The so-called blues-rock revival has already earned a coterie of its own, in part led by the Black Keys in the early noughties, and now seemingly followed by them. The new record embraces the clumsy overdrive of the last 20 years, less so the muddied production of the 80 before that.

And yet, the assortment of songs manages to avoid the lazy conclusion of parody. Twenty years reflect the band’s growth from and through Junior Kimbrough’s influencing blend of Hill Country blues. With Kimbrough finding fame decades later than that first wave to the west, The Black Keys’ reimagination could have fallen into abstract simulacra, entirely detached from its starting point. It hasn’t.
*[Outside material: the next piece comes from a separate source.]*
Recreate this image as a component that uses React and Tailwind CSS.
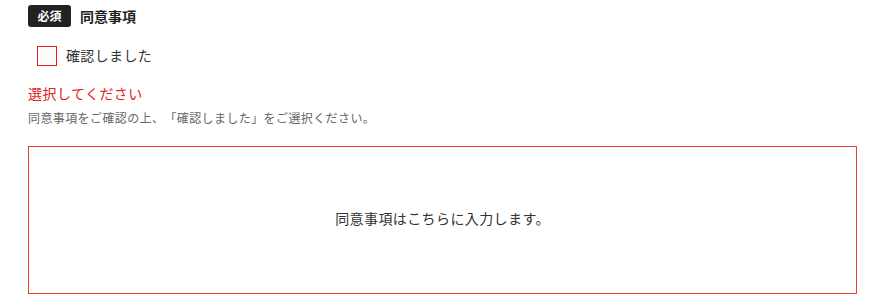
export default function App() {
  return (
    <div className="w-[880px] h-[298px] bg-white pl-[28px] pr-[23px] pt-[5px] [text-spacing-trim:space-all]" style={{ fontFamily: '"Noto Sans CJK JP", "Noto Sans", sans-serif' }}>
      <div className="flex items-center h-[22px]">
        <span className="flex items-center justify-center w-[43px] h-[22px] rounded-[3px] bg-[#222222] text-white text-[12px] font-bold leading-none">必須</span>
        <span className="ml-[9px] text-[14px] font-bold text-[#222222] leading-none">同意事項</span>
      </div>
      <label className="flex items-center mt-[19px] ml-[9px] h-[20px]">
        <span className="w-[20px] h-[20px] border border-[#e02020] bg-[#fbfbfa]"></span>
        <span className="ml-[9px] text-[14px] tracking-[0.35px] text-[#333333] leading-none pb-[2px]">確認しました</span>
      </label>
      <div className="mt-[18px] text-[14px] tracking-[0.45px] text-[#e02020] leading-[18px]">選択してください</div>
      <div className="mt-[8px] text-[12px] tracking-[0.4px] text-[#666666] leading-[16px]">同意事項をご確認の上、「確認しました」をご選択ください。</div>
      <div className="mt-[20px] h-[148px] border border-[#e8412f] flex items-center justify-center pb-[4px]">
        <span className="text-[14px] tracking-[0.4px] text-[#333333]">同意事項はこちらに入力します。</span>
      </div>
    </div>
  );
}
Where it matters, the band is able to reinterpret the genre out of the gifts left behind by Kimbrough. And though today’s sound loses some of the gravelly production that gave ‘Coal Black Mattie’ its flavour, it pays off on the likes of ‘Poor Boy a Long Way from Home’ and ‘Sad Days, Lonely Nights.’ Don’t be misled by the title; inevitably, modern recording equipment struggles to retain the angst of true Delta blues. But born of a jam session with Kenny Brown and Eric Deaton (known for their work with R.L. Burnside and Kimbrough), the relative modernity of Hill Country keeps things fresh and faithful to its influences.

As Dan Auerbach (guitar, vox) told NME: “We just recorded this stuff for fun. We never even thought about it as being an album.”

And so, the decision to lead with ‘Crawling Kingsnake’ makes sense. Where the song may have grown out of the Mississippi Delta, it found itself in subsequent covers, eventually resting with The Doors on L.A. Woman in 1971. Such dynamism gives the Black Keys space to move things around to suit their range. Likewise, the record includes a version of ‘Do the Rump’, revitalised by the band since they first covered it 20 years ago. Delta Kream gives the Black Keys room to improvise and play around with their origin story. What else but blues would be so accommodating?

The collection works well. The Ohio boys clearly still enjoy playing the songs that inspired their brand in the early days. ‘Stay All Night’ provides the clearest window into what the record has managed, with the band having recorded a markedly different version in 2007 for Waxploitation. It seems to signpost: here we are in 2021, still playing these songs together, still growing in one way or the other. Delta Kream, then, is a meeting of worlds between past and present. ‘Digging around roots’ has something broader to say about the passing of time.

Much more than a blues tribute act looking to capitalise on some passing fad, The Black Keys celebrate their anniversary with brio, enthusiasm and perhaps a better sense of self.